Blur’s music stands notably for its precise placements in Essex or London, a la The Kinks, its third person narratives and, later on, their archetypal British campness (just watch the video for Country House). Indeed, many of the songs on Parklife and The Great Escape are essentially a musical version of the beloved British institution of Carry On films. And it’s this mash-up of all the wonderful things about music, from exotic lyrics and enviable musical prowess to humour and a venomous swagger, that makes me love the 90s. Sure, I love the 60s (The Beatles, The Rolling Stones, The Kinks and The Velvet Underground), and the 70s and the 80s, but it’s the 90s that offers the most complete package for me.
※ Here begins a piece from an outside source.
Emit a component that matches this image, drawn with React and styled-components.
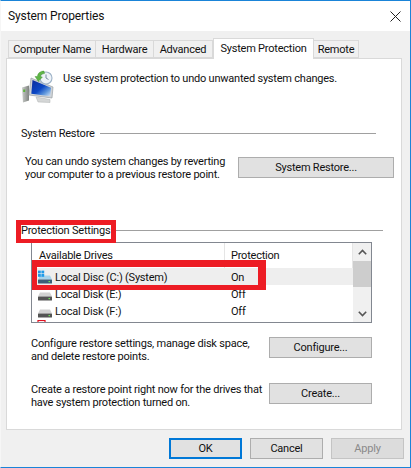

If modern music can take anything from my home decade, then surely it’s that even the most potent musical force en vogue can be toppled, as Britpop toppled grunge. And although Rage Against The Machine managed it last Christmas, it was an isolated incident – the mundane waves of tepid pop could-bes remain on top, whilst talented acts are flotsam and jetsam in their wake. Until the next Anglocentric revolution, I suppose I’ll just keep rereading my John Harris book, hoping that someone will bring salvation to both my ears and the music industry.